Любой человек, тем более известный и любимый писатель, осмелившийся считать, что «правда -- бог свободного человека», для советской власти был категорически опасен. И обречен.
Режим объявлял вне закона даже не оппозицию, ставшую жупелом, а тех, кто сохранил способность и волю критически относиться к действительности. Характерно, что в психиатрии так называемая «потеря критики» является одним из основных симптомов для признания человека недееспособным. Большевики пытались довести российскую интеллигенцию именно до этой социальной недееспособности и тем самым обезопасить себя от нравственной оппозиции. Нейтрализация духовной элиты давала возможность безнаказанно манипулировать массовым сознанием, в чем власть и преуспела в последующие десятилетия.
К весне 1923 года партийно-карательный механизм борьбы с инакомыслием был полностью сформирован. Интеллигенции, кстати, было даже отказано в праве именоваться классом -- она стала для большевиков прослойкой.
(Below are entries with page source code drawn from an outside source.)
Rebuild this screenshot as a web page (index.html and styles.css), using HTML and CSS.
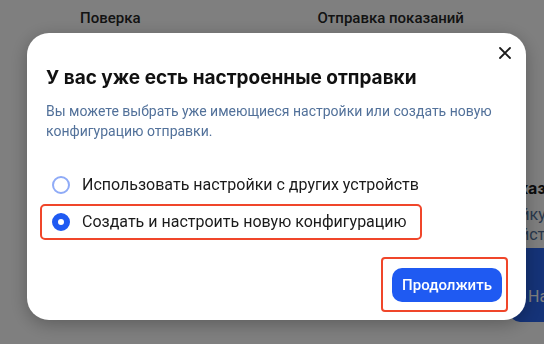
FILE: index.html
```html
<!DOCTYPE html>
<html lang="ru">
<head>
<meta charset="utf-8">
<title>Настройки отправки</title>
<link rel="stylesheet" href="styles.css">
</head>
<body>
<div class="page">
  <nav class="tabs">
    <span class="tab tab-first">Поверка</span>
    <span class="tab tab-second">Отправка показаний</span>
  </nav>
  <section class="content">
    <div class="side-card">
      <h3 class="side-title">Показания</h3>
      <p class="side-text">Настройку передачи<br>с устройств</p>
      <button class="side-btn">Начать</button>
    </div>
  </section>
</div>

<div class="overlay">
  <div class="modal">
    <button class="close" aria-label="Закрыть">
      <svg width="12" height="12" viewBox="0 0 12 12"><path d="M1 1L11 11M11 1L1 11" stroke="#1c1c1c" stroke-width="1.8" stroke-linecap="round"/></svg>
    </button>
    <h2 class="title">У вас уже есть настроенные отправки</h2>
    <p class="subtitle">Вы можете выбрать уже имеющиеся настройки или создать новую конфигурацию отправки.</p>
    <div class="options">
      <label class="option"><span class="radio"></span><span>Использовать настройки с других устройств</span></label>
      <label class="option option-selected"><span class="radio radio-on"></span><span>Создать и настроить новую конфигурацию</span></label>
    </div>
    <div class="actions">
      <div class="highlight">
        <button class="primary">Продолжить</button>
      </div>
    </div>
  </div>
</div>
</body>
</html>
```
FILE: styles.css
```css
* { box-sizing: border-box; }
html, body { margin: 0; padding: 0; }
body {
  width: 544px;
  height: 344px;
  overflow: hidden;
  background: #fff;
  font-family: Roboto, "Liberation Sans", sans-serif;
}
.page { height: 344px; }
.tabs {
  display: flex;
  align-items: center;
  height: 36px;
  padding-left: 80px;
  font: 500 15px/20px Roboto, sans-serif;
  color: #262626;
}
.tab-second { margin-left: 177px; }
.content {
  padding: 141px 0 0 497px;
}
.side-card { width: 200px; }
.side-title {
  margin: 0;
  font: 700 16px/22px Inter, sans-serif;
  color: #1a1a1a;
  white-space: nowrap;
}
.side-text {
  margin: 6px 0 0 -31px;
  font: 16px/20px Roboto, sans-serif;
  color: #52719a;
  white-space: nowrap;
}
.side-btn {
  display: flex;
  align-items: flex-end;
  margin: 3px 0 0 13px;
  width: 140px;
  height: 74px;
  padding: 0 18px 15px;
  border: 0;
  border-radius: 10px;
  background: #2a66f0;
  color: #fff;
  font: 16px/20px Roboto, sans-serif;
}
.overlay {
  position: fixed;
  inset: 0;
  background: rgba(0, 0, 0, 0.5);
  padding: 33px 18px 24px 27px;
}
.modal {
  position: relative;
  width: 499px;
  height: 287px;
  background: #fff;
  border-radius: 22px;
  padding: 33px 18px 0 19px;
  box-shadow: 0 4px 18px rgba(0, 0, 0, 0.28);
}
.close {
  position: absolute;
  top: 14px;
  right: 15px;
  width: 12px;
  height: 12px;
  padding: 0;
  border: 0;
  background: none;
  display: block;
}
.close svg { display: block; }
.title {
  margin: 0;
  font: 700 19px/24px Inter, sans-serif;
  color: #111;
}
.subtitle {
  margin: 11px 0 0;
  font: 14px/20px Roboto, sans-serif;
  color: #52719a;
}
.options {
  margin: 26px 0 0 -6px;
  display: flex;
  flex-direction: column;
  align-items: flex-start;
  gap: 1px;
}
.option {
  display: inline-flex;
  align-items: center;
  gap: 12px;
  height: 36px;
  padding: 0 13px 0 10px;
  border: 2px solid transparent;
  border-radius: 5px;
  font: 16px/20px Roboto, sans-serif;
  color: #1a1a1a;
}
.option-selected { border-color: #f0462a; }
.radio {
  width: 18px;
  height: 18px;
  border-radius: 50%;
  border: 2px solid #8fabf7;
  background: #fff;
  flex: none;
}
.radio-on { border: 6px solid #1f5af2; }
.actions {
  display: flex;
  justify-content: flex-end;
  margin-top: 17px;
}
.highlight {
  border: 2px solid #f0462a;
  border-radius: 4px;
  padding: 9px 4px 8px 9px;
}
.primary {
  display: block;
  width: 110px;
  height: 34px;
  border: 0;
  border-radius: 10px;
  background: #1f5af2;
  color: #fff;
  font: 500 15px Roboto, sans-serif;
}
```
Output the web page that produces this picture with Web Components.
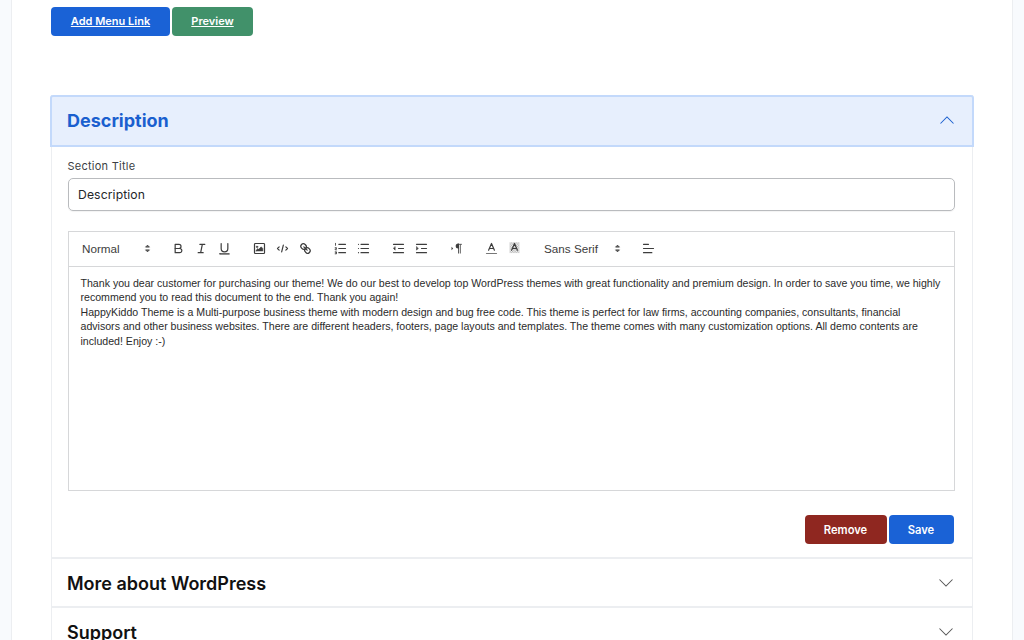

Запись «из служащих» в анкетной графе «социальное происхождение» априори делала человека второсортным. Потом были процесс против эсеров, академическое дело, «Процесс Промпартии», «борьба с буржуазной лженаукой» кибернетикой и «продажной девкой империализма» генетикой. Позже -- ждановское постановление о журналах «Звезда» и «Ленинград», «Дело врачей» и борьба с «безродными космополитами».
Борьба власти с интеллигенцией как с потенциальной угрозой своему существованию продолжилась и после смерти Сталина, только в более «стертых» формах. Были хрущевские «бульдозерные выставки» и брежневские психушки для диссидентов. Из отдела «по интеллигенции», сформированного в начале 20-х годов, в эпоху развитого социализма выросло и окрепло Пятое управление КГБ, занимавшееся инакомыслящими. «Философские пароходы» больше не отчаливали от советских пристаней. Но наиболее ярких непокорных одиночек все-таки выжимали из СССР. Солженицын, Тарковский, Нуриев, Бродский, Ростропович...«Приструнение» интеллигенции советская власть проводила в течение всего своего существования. Принято считать, что после 1991 года эта государственная практика закончились.